Когда Леонардо оставался доволен карандашными зарисовками, он обводил их, нанося тонкой кисточкой тушь, а затем, где нужно, накладывал тени голубоватой акварелью. Таким образом, он отказался от коричневой акварели, которую традиционно использовали другие художники и которой раньше пользовался он сам. Изучая оптику, он узнал, что пыль и туман придают теням голубоватый оттенок. Закончив предварительный рисунок на доске, он покрыл его тонким слоем белой грунтовки, так что изображения стали едва заметны. А потом, очень медленно, принялся писать красками.

В центре “Поклонения волхвов” Леонардо поместил Деву Марию с непоседливым младенцем Иисусом на коленях. Он тянет руку в сторону, и вокруг этого места композиция разворачивается по спирали, закрученной по часовой стрелке. Взгляд зрителя движется, следуя этому неистовому круговороту, и картина из запечатленного мгновенья перерастает в драматичный сюжет. Иисус принимает дар от одного из царей-волхвов, а другой волхв, уже поднесший свой дар, почтительно склоняет голову до самой земли.

Леонардо редко показывал на своих картинах – включая даже те, что изображали Святое семейство, – мужа Марии Иосифа, и, разглядывая “Поклонение волхвов”, мы далеко не сразу понимаем, присутствует ли он среди этого множества фигур, и если да, то где он. Зато Иосиф точно фигурирует в одном из подготовительных эскизов, и мне кажется, что здесь тоже есть похожий персонаж – лысый и бородатый мужчина за плечом Марии, который держит крышку и всматривается в ларец с первым даром30.

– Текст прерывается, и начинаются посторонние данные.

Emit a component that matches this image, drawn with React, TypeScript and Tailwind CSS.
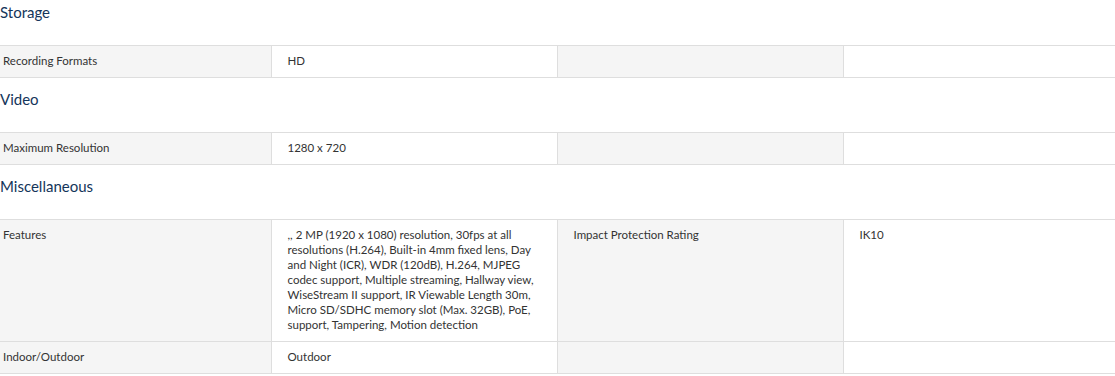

Почти все персонажи картины, включая младенца Иисуса, показаны в момент движения, которые (как это будет и в “Тайной вечере”) связаны с их чувствами: один вручает дар, другой открывает ларец, третий кланяется до земли, четвертый в изумлении хлопает себя по лбу, пятый указывает куда-то вверх. Какие-то молодые путники опираются на скалу и оживленно беседуют, а прямо перед ними прохожий, охваченный благоговением, воздевает ладонь к небесам. Мы присутствуем при физическом и душевном отклике всех этих людей на Богоявление, и они выражают разные чувства – от изумления и почтительного трепета до простого любопытства. Одна лишь Дева Мария выглядит безмятежной: это точка покоя в центре водоворота.